Depois, claro, o outro favorito, The Brutalist, de Brady Corbet, igualmente premiado: venceu o Leão de Realização. O cineasta americano apareceu no palco do palácio visivelmente emocionado. O filme está já garantido em Portugal e, com esta distinção, é outro dos que sai reforçado do Lido com pujança para a corrida aos prémios da temporada americana…

Na cerimónia dos Leões, a maior surpresa ainda terá sido o Prémio do Júri a April, de Dea Kulumbegashvili, cineasta da Geórgia que fez um filme algo aquém do anterior, O Começo (2020).
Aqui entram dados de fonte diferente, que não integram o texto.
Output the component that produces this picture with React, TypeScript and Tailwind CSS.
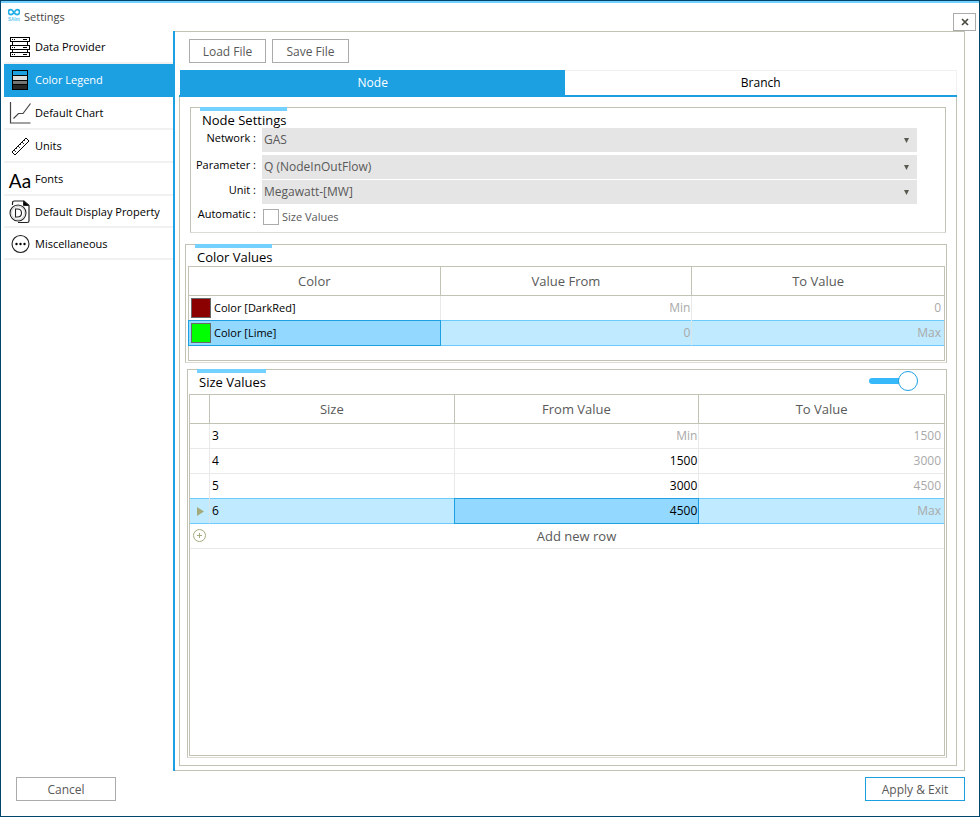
import { useState } from 'react';
import type { ReactNode } from 'react';
import clsx from 'clsx';

interface Cell {
  text: string;
  muted?: boolean;
}

const ServerIcon = () => (
  <svg width="22" height="22" viewBox="0 0 22 22" fill="white" stroke="black" shapeRendering="crispEdges">
    <rect x="1.5" y="1.5" width="19" height="4" />
    <rect x="1.5" y="9.5" width="19" height="4" />
    <rect x="1.5" y="16.5" width="19" height="4" />
    <path d="M3.5 6v3M18.5 6v3M3.5 14v2M18.5 14v2M3 3.5h1M5 3.5h1M14 3.5h4M3 11.5h1M5 11.5h1M14 11.5h4M3 18.5h1M5 18.5h1M14 18.5h4" />
  </svg>
);

const LegendIcon = () => (
  <svg width="22" height="22" viewBox="0 0 22 22" shapeRendering="crispEdges">
    <rect x="3" y="1" width="16" height="20" fill="black" />
    <rect x="4" y="2" width="14" height="4" fill="#1ca0e2" />
    <rect x="4" y="7" width="14" height="4" fill="#dcdcdc" />
    <rect x="4" y="12" width="14" height="3" fill="#757575" />
    <rect x="4" y="16" width="14" height="4" fill="#272727" />
  </svg>
);

const ChartIcon = () => (
  <svg width="22" height="24" viewBox="0 0 22 24" fill="none" stroke="#444">
    <path d="M1.5 1v21h20" strokeWidth="1.2" />
    <path d="M4.5 17.5l5-5h4.500l7.500-10" strokeWidth="1.2" />
  </svg>
);

const RulerIcon = () => (
  <svg width="22" height="22" viewBox="0 0 22 22" fill="none" stroke="black">
    <path d="M3 17L17 3l3 3L6 20z" strokeWidth="1" />
    <path d="M5 15l2 2M7 13l1 1M9 11l2 2M11 9l1 1M13 7l2 2M15 5l1 1" strokeWidth="0.8" />
  </svg>
);

const DisplayIcon = () => (
  <svg width="22" height="26" viewBox="0 0 22 26" fill="none" stroke="#222">
    <path d="M3.5 6V4q0-2 2-2H15l5 4.500V22q0 1.500-2 1.500H9" strokeWidth="1.2" />
    <path d="M14.5 2v4.500H20z" fill="black" />
    <circle cx="9" cy="14" r="8" strokeWidth="1.1" fill="white" />
    <circle cx="9" cy="14" r="6.5" strokeWidth="0.5" stroke="#999" />
    <path d="M6.5 10v8H8.500q4 0 4-4t-4-4z" strokeWidth="1.1" />
  </svg>
);

const MoreIcon = () => (
  <svg width="22" height="22" viewBox="0 0 22 22" fill="none" stroke="#222">
    <circle cx="11.5" cy="11" r="8.5" strokeWidth="1.1" />
    <g fill="black" stroke="none">
      <circle cx="7.5" cy="11" r="1.2" />
      <circle cx="11.5" cy="11" r="1.2" />
      <circle cx="15.5" cy="11" r="1.2" />
    </g>
  </svg>
);

const Logo = () => (
  <svg width="12" height="14" viewBox="0 0 12 14" fill="none" stroke="#23b0e6">
    <path d="M6 4.500C4.800 2.700 4 1.700 2.900 1.700a2.500 2.500 0 0 0 0 5C4 6.700 4.800 6.200 6 4.500s2-2.800 3.100-2.800a2.500 2.500 0 0 1 0 5C8 6.700 7.200 6.200 6 4.500z" strokeWidth="1.8" />
    <text x="0" y="12.500" fontSize="4.500" fontWeight="bold" fontFamily="Liberation Sans, sans-serif" fill="#5cc6ee" stroke="none">
      SAInt
    </text>
  </svg>
);

const menu = [
  { label: 'Data Provider', icon: <ServerIcon /> },
  { label: 'Color Legend', icon: <LegendIcon /> },
  { label: 'Default Chart', icon: <ChartIcon /> },
  { label: 'Units', icon: <RulerIcon /> },
  { label: 'Fonts', icon: <span className="pt-1 font-[Lato] text-[19px] leading-5 text-black">Aa</span> },
  { label: 'Default Display Property', icon: <DisplayIcon /> },
  { label: 'Miscellaneous', icon: <MoreIcon /> },
];

const settings = [
  { id: 'network', label: 'Network :', value: 'GAS' },
  { id: 'parameter', label: 'Parameter :', value: 'Q (NodeInOutFlow)' },
  { id: 'unit', label: 'Unit :', value: 'Megawatt-[MW]' },
];

const colorRows = [
  { name: 'Color [DarkRed]', swatch: 'bg-[#8b0000]', from: 'Min', to: '0' },
  { name: 'Color [Lime]', swatch: 'bg-[#00ff00]', from: '0', to: 'Max' },
];

const sizeRows: { size: string; from: Cell; to: string }[] = [
  { size: '3', from: { text: 'Min', muted: true }, to: '1500' },
  { size: '4', from: { text: '1500' }, to: '3000' },
  { size: '5', from: { text: '3000' }, to: '4500' },
  { size: '6', from: { text: '4500' }, to: 'Max' },
];

function Group({ bar, className, children }: { bar: string; className?: string; children: ReactNode }) {
  return (
    <section className={clsx('relative border border-[#c3c3b5] border-b-[#dcdcd4]', className)}>
      <div className={clsx('absolute -top-px left-[9px] h-1 bg-[#74d0ff]', bar)} />
      {children}
    </section>
  );
}

function Th({ children }: { children?: ReactNode }) {
  return (
    <th className="h-[29px] border-r border-b border-[#c3c3b5] p-0 text-center text-[13px] font-normal text-[#595959] last:border-r-0">
      {children}
    </th>
  );
}

interface TdProps {
  selected?: boolean;
  active?: boolean;
  muted?: boolean;
  right?: boolean;
  children?: ReactNode;
}

function Td({ selected, active, muted, right, children }: TdProps) {
  return (
    <td
      className={clsx(
        'relative h-[25px] border-r border-b py-0 pl-0.5 last:border-r-0',
        right ? 'pr-px text-right last:pr-[3px]' : 'pr-0.5',
        selected ? 'border-r-[#d8e6ec] border-b-[#6ccbfb] after:absolute after:inset-x-0 after:-top-px after:h-px after:bg-[#6ccbfb]' : 'border-[#e9e9e9]',
        selected && !active && 'bg-[#c0eaff]',
        active && 'bg-[#93d8ff] before:absolute before:-inset-px before:z-10 before:border before:border-[#1ca0e2]',
        muted ? 'text-[#a9a9a9]' : 'text-black'
      )}
    >
      {children}
    </td>
  );
}

export default function App() {
  const [page, setPage] = useState('Color Legend');
  const [tab, setTab] = useState('Node');

  return (
    <div className="flex min-h-screen flex-col border border-[#00456b] bg-white font-['Open_Sans',sans-serif] text-[12px] leading-4 text-[#595959]">
      <header className="flex h-[30px] justify-between border-t-2 border-[#74d0ff] pr-[3px] pl-[7px]">
        <div className="flex items-start gap-1 pt-[5px]">
          <Logo />
          <h1 className="pt-px text-[11px] text-[#444]">Settings</h1>
        </div>
        <button aria-label="Close" className="mt-2.5 flex h-[18px] w-[23px] items-center justify-center border border-[#ababab] bg-white">
          <svg width="8" height="8" viewBox="0 0 8 8" stroke="#4a4a42" strokeWidth="1.7">
            <path d="M1 1l6 6M7 1l-6 6" />
          </svg>
        </button>
      </header>

      <div className="flex flex-1 pr-[14px] pl-[3px]">
        <nav className="w-[169px] shrink-0">
          {menu.map((item, i) => (
            <button
              key={item.label}
              onClick={() => setPage(item.label)}
              className={clsx(
                'flex w-full items-center gap-1 border-b-2 pt-px pl-[5px] text-left text-[11px] whitespace-nowrap',
                i < 5 ? 'h-[33px]' : 'h-8',
                item.label === page ? 'border-[#1ca0e2] bg-[#1ca0e2] text-white' : 'border-[#f1f1f1] text-black'
              )}
            >
              <span className="flex w-[22px] shrink-0 justify-center">{item.icon}</span>
              {item.label}
            </button>
          ))}
        </nav>

        <main className="flex flex-1 flex-col border-l-2 border-l-[#1ca0e2]">
          <div className="flex flex-1 flex-col border-t border-r border-b border-[#c3c3b5] pt-[7px] pr-[7px] pb-1 pl-1">
            <div className="flex gap-1.5 pl-2.5">
              <button className="h-6 w-[77px] border border-[#ababab] pt-0.5">Load File</button>
              <button className="h-6 w-[77px] border border-[#ababab] pt-0.5">Save File</button>
            </div>
            <div role="tablist" className="mt-[7px] grid h-[27px] grid-cols-[385fr_391fr] border-b-2 border-[#1ca0e2] pl-px">
              {['Node', 'Branch'].map((name) => (
                <button
                  key={name}
                  role="tab"
                  aria-selected={tab === name}
                  onClick={() => setTab(name)}
                  className={clsx(tab === name ? 'bg-[#1ca0e2] text-white' : 'border-t border-r border-[#f1f1f1] text-black')}
                >
                  {name}
                </button>
              ))}
            </div>

            <div className="flex flex-1 flex-col border-r border-b border-l border-[#c3c3b5] pt-2.5 pr-[9px] pb-[7px] pl-[5px]">
              <Group bar="w-[87px]" className="mr-px ml-[5px] h-[126px]">
                <h2 className="pt-1 pl-[11px] text-[13px] text-black">Node Settings</h2>
                <div className="grid grid-cols-[65px_1fr] gap-x-1.5 gap-y-px pr-7">
                  {settings.map((s) => (
                    <div key={s.id} className="contents">
                      <label htmlFor={s.id} className="pt-0.5 text-right text-[11px] whitespace-nowrap text-black">
                        {s.label}
                      </label>
                      <div className={clsx('relative', s.id === 'network' && 'mb-0.5')}>
                        <select id={s.id} className="block h-6 w-full appearance-none bg-[#e5e5e5] px-0.5 text-[#595959]">
                          <option>{s.value}</option>
                        </select>
                        <svg className="pointer-events-none absolute top-2.5 right-2 h-[5px] w-[5px]" viewBox="0 0 5 5" fill="#595950">
                          <path d="M0 0h5L2.500 5z" />
                        </svg>
                      </div>
                    </div>
                  ))}
                  <span className="pt-px text-right text-[11px] whitespace-nowrap text-black">Automatic :</span>
                  <label className="flex items-center gap-[3px] pt-[3px] pl-px text-[11px]">
                    <input type="checkbox" className="h-4 w-4 appearance-none border border-[#ababab] bg-white checked:bg-[#1ca0e2]" />
                    <span className="pt-px">Size Values</span>
                  </label>
                </div>
              </Group>

              <Group bar="w-[77px]" className="mt-[11px] pr-px pb-px pl-0.5">
                <h2 className="h-[21px] pt-1 pl-[9px] text-[13px] text-black">Color Values</h2>
                <div className="h-[95px] border border-[#c3c3b5]">
                  <table className="w-full table-fixed border-separate border-spacing-0">
                    <thead>
                      <tr>
                        <Th>Color</Th>
                        <Th>Value From</Th>
                        <Th>To Value</Th>
                      </tr>
                    </thead>
                    <tbody>
                      {colorRows.map((row, i) => (
                        <tr key={row.name}>
                          <Td selected={i === 1} active={i === 1}>
                            <div className="flex items-center gap-[3px] text-[11px]">
                              <span className={clsx('h-5 w-5 border border-[#696969]', row.swatch)} />
                              {row.name}
                            </div>
                          </Td>
                          <Td selected={i === 1} muted right>{row.from}</Td>
                          <Td selected={i === 1} muted right>{row.to}</Td>
                        </tr>
                      ))}
                    </tbody>
                  </table>
                </div>
              </Group>

              <Group bar="w-[69px]" className="mt-1.5 ml-0.5 flex flex-1 flex-col pr-px pb-px pl-px">
                <div className="flex h-6 justify-between pr-[27px] pl-2.5">
                  <h2 className="pt-1 text-[13px] text-black">Size Values</h2>
                  <label className="relative mt-px block h-5 w-[49px]">
                    <input type="checkbox" defaultChecked aria-label="Use size values" className="peer sr-only" />
                    <span className="absolute top-[7px] left-0 h-1.5 w-8 rounded-sm bg-[#36b8fa]" />
                    <span className="absolute top-0 right-0 h-5 w-5 rounded-full border border-[#1ca0e2] bg-white peer-not-checked:right-auto peer-not-checked:left-0" />
                  </label>
                </div>
                <div className="flex-1 border border-[#c3c3b5]">
                  <table className="w-full table-fixed border-separate border-spacing-0">
                    <colgroup>
                      <col className="w-5" />
                      <col />
                      <col />
                      <col />
                    </colgroup>
                    <thead>
                      <tr>
                        <Th />
                        <Th>Size</Th>
                        <Th>From Value</Th>
                        <Th>To Value</Th>
                      </tr>
                    </thead>
                    <tbody>
                      {sizeRows.map((row, i) => (
                        <tr key={row.size}>
                          <Td selected={i === 3}>
                            {i === 3 && (
                              <svg className="ml-[5px] h-[9px] w-[7px]" viewBox="0 0 7 9" fill="#a3ab7c">
                                <path d="M0 0l7 4.500L0 9z" />
                              </svg>
                            )}
                          </Td>
                          <Td selected={i === 3}>{row.size}</Td>
                          <Td selected={i === 3} active={i === 3} muted={row.from.muted} right>{row.from.text}</Td>
                          <Td selected={i === 3} muted right>{row.to}</Td>
                        </tr>
                      ))}
                      <tr>
                        <td colSpan={4} className="h-[25px] border-b border-[#e9e9e9] p-0">
                          <button className="relative block w-full pl-[19px] text-center text-[13px]">
                            <svg className="absolute top-px left-[3px] h-[13px] w-[13px]" viewBox="0 0 13 13" fill="none" stroke="#a3ab7c">
                              <circle cx="6.5" cy="6.5" r="6" />
                              <path d="M4 6.500h5M6.500 4v5" />
                            </svg>
                            Add new row
                          </button>
                        </td>
                      </tr>
                    </tbody>
                  </table>
                </div>
              </Group>
            </div>
          </div>
        </main>
      </div>

      <footer className="flex h-[45px] justify-between pt-1.5 pr-[14px] pl-[15px]">
        <button className="h-6 w-[100px] border border-[#ababab] pt-0.5">Cancel</button>
        <button className="h-6 w-[100px] border border-[#1ca0e2] pt-0.5">Apply &amp; Exit</button>
      </footer>
    </div>
  );
}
Daqueles casos que o tema do filme (o aborto na Geórgia rural) parece sobrepor-se à forma e conteúdo.

Os perdedores...

E não deixa de ser corajoso o júri ter tido coragem de não ir na moda de beatificado o chinês Wang Bing, autor de Youth - Homecoming, mais do mesmo daquilo que tínhamos visto em Cannes (é garantido que é penoso não estar lá aquele efeito de novidade), rejeitado o novo Joker, de Todd Philipps e não ter ido nas modas de Luca Guadagnino, neste caso com o nada consensual Queer.

Os atores

Melhor Atriz - Copa Volpi: Nicole Kidman

Não foi com surpresa que o prémio de interpretação foi parar a Nicole Kidman, no altamente erótico Babygirl, de Haline Reijn, a maior surpresa do festival. A atriz tem qualquer coisa de disrupção no seu transe sexual, algo que fazia lembrar a presidente do júri, Isabelle Huppert, em O Piano, de Haneke. Kidman não esteve na cerimónia devido à morte da mãe mas com esta distinção talvez consiga entrar na corrida dos prémios americanos. Ainda assim, custa ver Angelina Jolie em Maria ou Fernanda Torres em Ainda Estou Aqui ignoradas…

Melhor Ator - Copa Volpi: Vincent Lindon

Foi com beijos aos jurados que Vincent Lindon, inacreditável em Jouer Avec Le Feu, de Delphine e Muriel Coulin, agradeceu o prémio de melhor ator. Prémio importante para um ator que já venceu melhor ator em Cannes e que tem a França aos seus pés. Era um homem feliz, mesmo incomodado pelos tiques no seu rosto. O show deste pai de um filho da extrema-direita será visto em breve em Portugal - a Outsider Filmes ficou com os direitos deste drama bem recomendável.